As I mentioned earlier, If there is only one mistake, there is only one correction. The one correction is nonjudgment. Relinquishing judgment may seem impossible, so a starting point is suspending judgment. This means consciously and deliberately choosing to wait and wonder in every situation where you find yourself wanting to judge. To wait and wonder means delaying judgment and wondering what other facts, information, and perspectives are available. This cognitive process is called open-mindedness. Psychologists Christopher Peterson and Martin Seligman in their pioneering book Character Strengths and Virtues defined open-mindedness as “the willingness to search actively for evidence against one’s favored beliefs, plans, or goals, and to weigh such evidence fairly when it is available.” They placed open-mindedness as one of the virtues contained in the character strength of wisdom, and A Course in Miracles, my main spiritual text, lists open-mindedness as one of ten characteristics of a “teacher of God” which in psychological terms is an enlightened person.

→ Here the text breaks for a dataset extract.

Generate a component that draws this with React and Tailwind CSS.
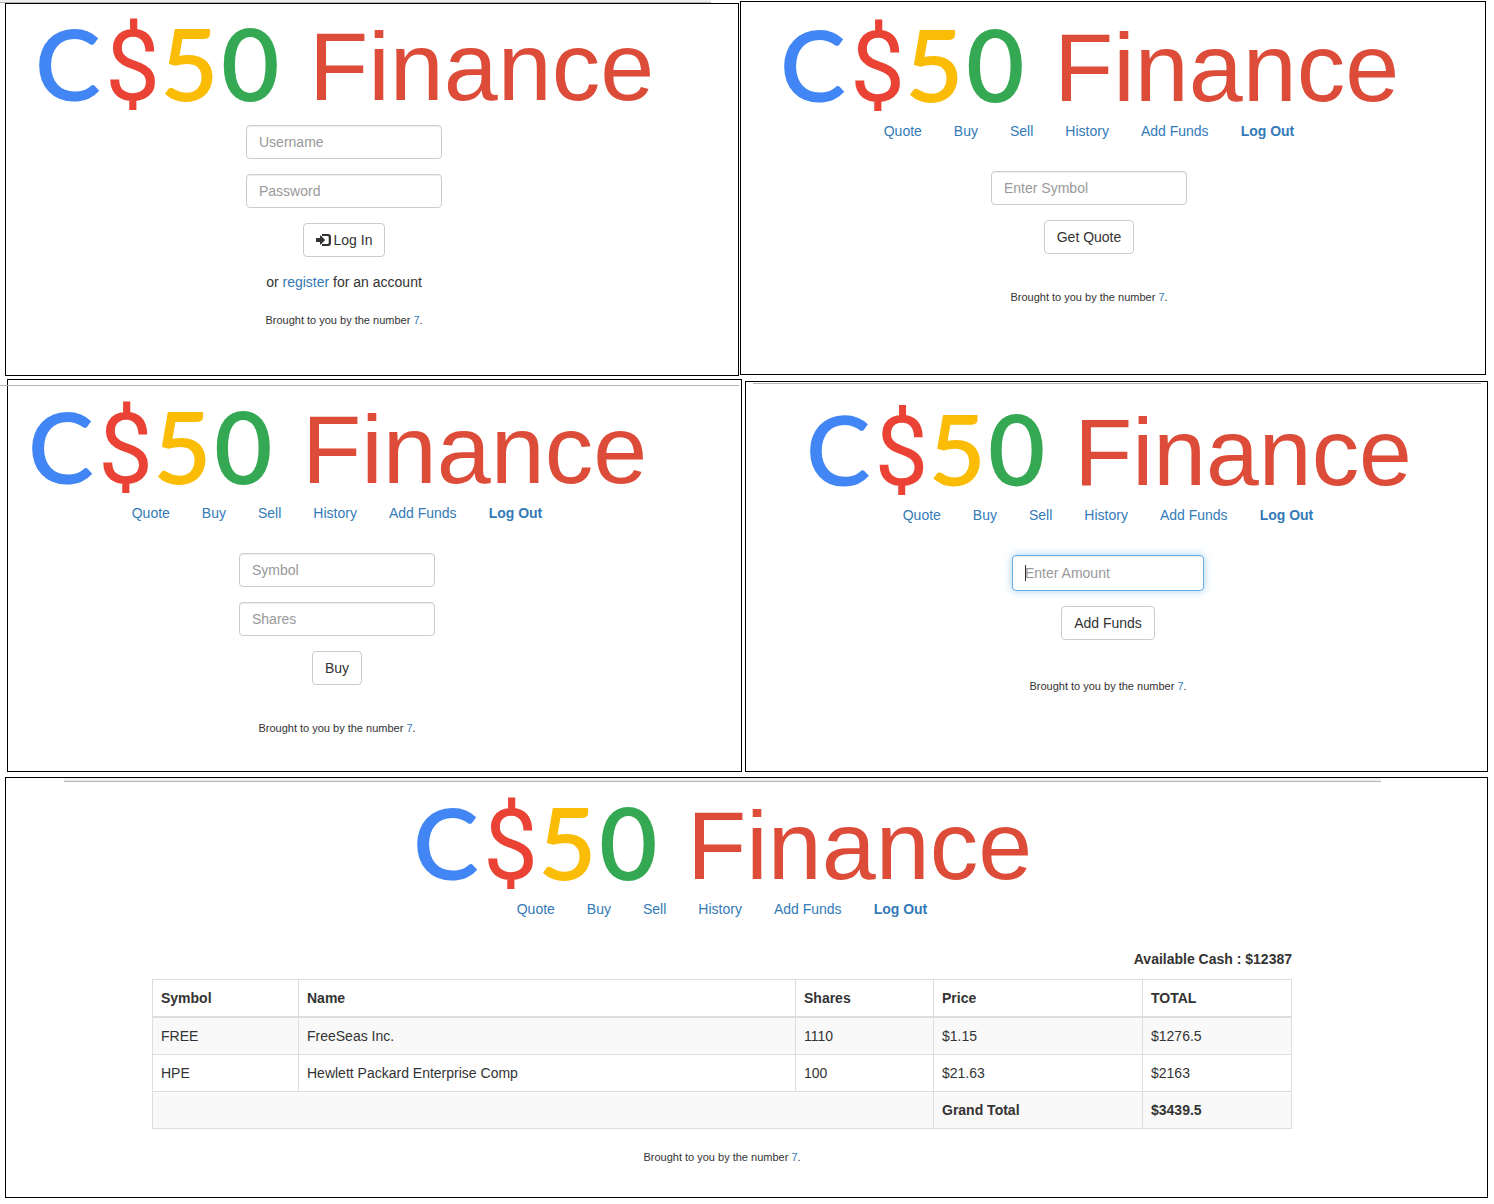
import React from "react";

function Logo({ className = "w-[610px]" }) {
  return (
    <a href="#home" className="block max-w-full">
      <svg
        viewBox="0 0 610 92"
        className={`block h-auto max-w-full overflow-visible ${className}`}
        role="img"
        aria-label="C$50 Finance"
      >
        <g fontFamily="Lato, sans-serif" fontWeight="600" fontSize="101">
          <text x="-4" y="83" fill="#4285f4" fontSize="99">C</text>
          <text x="66" y="82" fill="#ea4335" fontFamily="Roboto, sans-serif" fontSize="98" fontWeight="400">$</text>
          <text x="121" y="83" fill="#fbbc05">5</text>
          <text x="182" y="83" fill="#34a853">0</text>
        </g>
        <text
          x="270"
          y="82"
          fill="#dd4b39"
          fontSize="97"
          fontFamily="'Liberation Sans', Arial, sans-serif"
        >
          Finance
        </text>
      </svg>
    </a>
  );
}

const links = ["Quote", "Buy", "Sell", "History", "Add Funds"];

function Nav() {
  return (
    <nav className="mt-2.5 flex flex-wrap justify-center gap-x-8">
      {links.map((l) => (
        <a key={l} href={"#" + l.toLowerCase().replace(" ", "-")} className="text-[#337ab7]">
          {l}
        </a>
      ))}
      <a href="#logout" className="font-bold text-[#337ab7]">
        Log Out
      </a>
    </nav>
  );
}

function Field({ name, type = "text" }) {
  return (
    <input
      type={type}
      aria-label={name}
      placeholder={name}
      className="h-[34px] w-[196px] rounded-sm border border-[#ccc] bg-white px-3 text-[#555] shadow-[inset_0_1px_1px_rgba(0,0,0,0.075)] outline-none placeholder:text-[#999]"
    />
  );
}

function FocusedField({ name }) {
  return (
    <div className="relative">
      <input
        type="text"
        aria-label={name}
        placeholder={name}
        autoFocus
        className="block h-9 w-48 rounded-sm border border-[#66afe9] bg-white px-3 text-[#555] caret-transparent shadow-[inset_0_1px_1px_rgba(0,0,0,0.075),0_0_8px_rgba(102,175,233,0.6)] outline-none placeholder:text-[#999]"
      />
      <span className="pointer-events-none absolute top-2.5 left-[13px] h-4 w-px bg-[#333]" />
    </div>
  );
}

function Button({ children }) {
  return (
    <button
      type="submit"
      className="flex h-[34px] items-center gap-[3px] rounded-sm border border-[#ccc] bg-white px-3 text-[#333]"
    >
      {children}
    </button>
  );
}

function Form({ children, className = "" }) {
  return (
    <form
      onSubmit={(e) => e.preventDefault()}
      className={`flex flex-col items-center gap-[15px] ${className}`}
    >
      {children}
    </form>
  );
}

function Footer({ className = "" }) {
  return (
    <footer className={`text-center text-[11px] leading-4 ${className}`}>
      Brought to you by the number{" "}
      <a href="#seven" className="text-[#337ab7]">
        7
      </a>
      .
    </footer>
  );
}

function Panel({ children, className = "" }) {
  return (
    <section
      className={`relative flex min-w-0 flex-col items-center border border-black bg-white ${className}`}
    >
      {children}
    </section>
  );
}

function LoginIcon() {
  return (
    <svg viewBox="0 0 15 12" className="h-3 w-[15px]" fill="#333" aria-hidden="true">
      <path d="M.6 4H4V2q0-1 .8-.4L8.700 5.400q.5.600 0 1.200L4.800 10.400Q4 11 4 10V8H.6Q0 8 0 7.400V4.600Q0 4 .6 4z" />
      <path d="M6 0h6a3 3 0 0 1 3 3v6a3 3 0 0 1-3 3H6v-2h5.500a1.200 1.200 0 0 0 1.200-1.200V3.200A1.200 1.200 0 0 0 11.500 2H6z" />
    </svg>
  );
}

const holdings = [
  ["FREE", "FreeSeas Inc.", "1110", "$1.15", "$1276.5"],
  ["HPE", "Hewlett Packard Enterprise Comp", "100", "$21.63", "$2163"],
];

const cell = "border border-[#ddd] p-2 text-left";

function Portfolio() {
  return (
    <div className="mt-[30px] w-[1140px] max-w-full">
      <p className="mb-2.5 text-right font-bold">Available Cash : $12387</p>
      <table className="w-full border-collapse">
        <thead>
          <tr>
            <th className={`${cell} w-[146px] border-b-2`}>Symbol</th>
            <th className={`${cell} border-b-2`}>Name</th>
            <th className={`${cell} w-[138px] border-b-2`}>Shares</th>
            <th className={`${cell} w-[209px] border-b-2`}>Price</th>
            <th className={`${cell} w-[149px] border-b-2`}>TOTAL</th>
          </tr>
        </thead>
        <tbody>
          {holdings.map((row) => (
            <tr key={row[0]} className="odd:bg-[#f9f9f9]">
              {row.map((value, i) => (
                <td key={i} className={cell}>
                  {value}
                </td>
              ))}
            </tr>
          ))}
          <tr className="bg-[#f9f9f9] font-bold">
            <td colSpan={3} className={cell}></td>
            <td className={cell}>Grand Total</td>
            <td className={cell}>$3439.5</td>
          </tr>
        </tbody>
      </table>
    </div>
  );
}

export default function App() {
  return (
    <main className="relative bg-white pb-1.5 font-['Liberation_Sans',Arial,sans-serif] text-sm leading-5 text-[#333]">
      <div className="absolute top-0 left-0 h-[3px] w-[711px] border-b border-[#b4b4b4] bg-[#f0f0f0]" />

      <div className="grid grid-cols-[734fr_746fr] items-start gap-px pt-px pr-2 pl-[5px]">
        <Panel className="mt-0.5 pt-3.5 pr-14 pb-[47px]">
          <Logo />
          <Form className="mt-[15px]">
            <Field name="Username" />
            <Field name="Password" type="password" />
            <Button>
              <LoginIcon />
              Log In
            </Button>
          </Form>
          <p className="mt-[15px]">
            or{" "}
            <a href="#register" className="text-[#337ab7]">
              register
            </a>{" "}
            for an account
          </p>
          <Footer className="mt-5" />
        </Panel>
        <Panel className="pt-[17px] pr-12 pb-[69px]">
          <Logo />
          <Nav />
          <Form className="mt-[30px]">
            <Field name="Enter Symbol" />
            <Button>Get Quote</Button>
          </Form>
          <Footer className="mt-[35px]" />
        </Panel>
      </div>

      <div className="mt-[3px] grid grid-cols-[735fr_743fr] items-end gap-[3px] pr-1.5 pl-[7px]">
        <Panel className="pt-[21px] pr-[75px] pb-[35px]">
          <div className="absolute top-[5px] right-0.5 -left-2 h-px bg-[#b4b4b4]" />
          <Logo />
          <Nav />
          <Form className="mt-[30px]">
            <Field name="Symbol" />
            <Field name="Shares" />
            <Button>Buy</Button>
          </Form>
          <Footer className="mt-[35px]" />
        </Panel>
        <Panel className="pt-[23px] pr-[17px] pb-[77px]">
          <div className="absolute top-px right-1.5 left-[7px] h-px bg-[#b4b4b4]" />
          <Logo className="w-[597px]" />
          <Nav />
          <Form className="mt-[30px]">
            <FocusedField name="Enter Amount" />
            <Button>Add Funds</Button>
          </Form>
          <Footer className="mt-[38px]" />
        </Panel>
      </div>

      <div className="mt-[5px] pr-1.5 pl-[5px]">
        <Panel className="pt-[19px] pr-[49px] pb-8">
          <div className="absolute top-0 right-[106px] left-[58px] h-1 border-b border-[#b4b4b4] bg-[#f0f0f0]" />
          <Logo />
          <Nav />
          <Portfolio />
          <Footer className="mt-5" />
        </Panel>
      </div>
    </main>
  );
}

You might be thinking that exercising judgment is a good thing, that it protects you and guides you. The ego would have you believe this. The opposite is true. Judgment imprisons and misleads you. Have you ever thought about how judgment adversely impacts you personally? It is the source of all your distress, your fractured and/or severed relationships, your frustration, your disappointment, your sense of loss, your guilt, and your anger. Once you truly comprehend the burden of judgment you might gratefully let it go. (However, I will mention here that there is one right use of judgment. I will write about that in my next article–“Set Yourself Free.”)
Do you really want to stop making the same mistake? If your answer is “yes,” consciously start cultivating open-mindedness until it becomes your automatic mental set. Once you reach that point, you will discover you have become a nonprejudicial, accepting, harmonizing, beneficial presence in this world. And once you lay judgment down, you will have peace.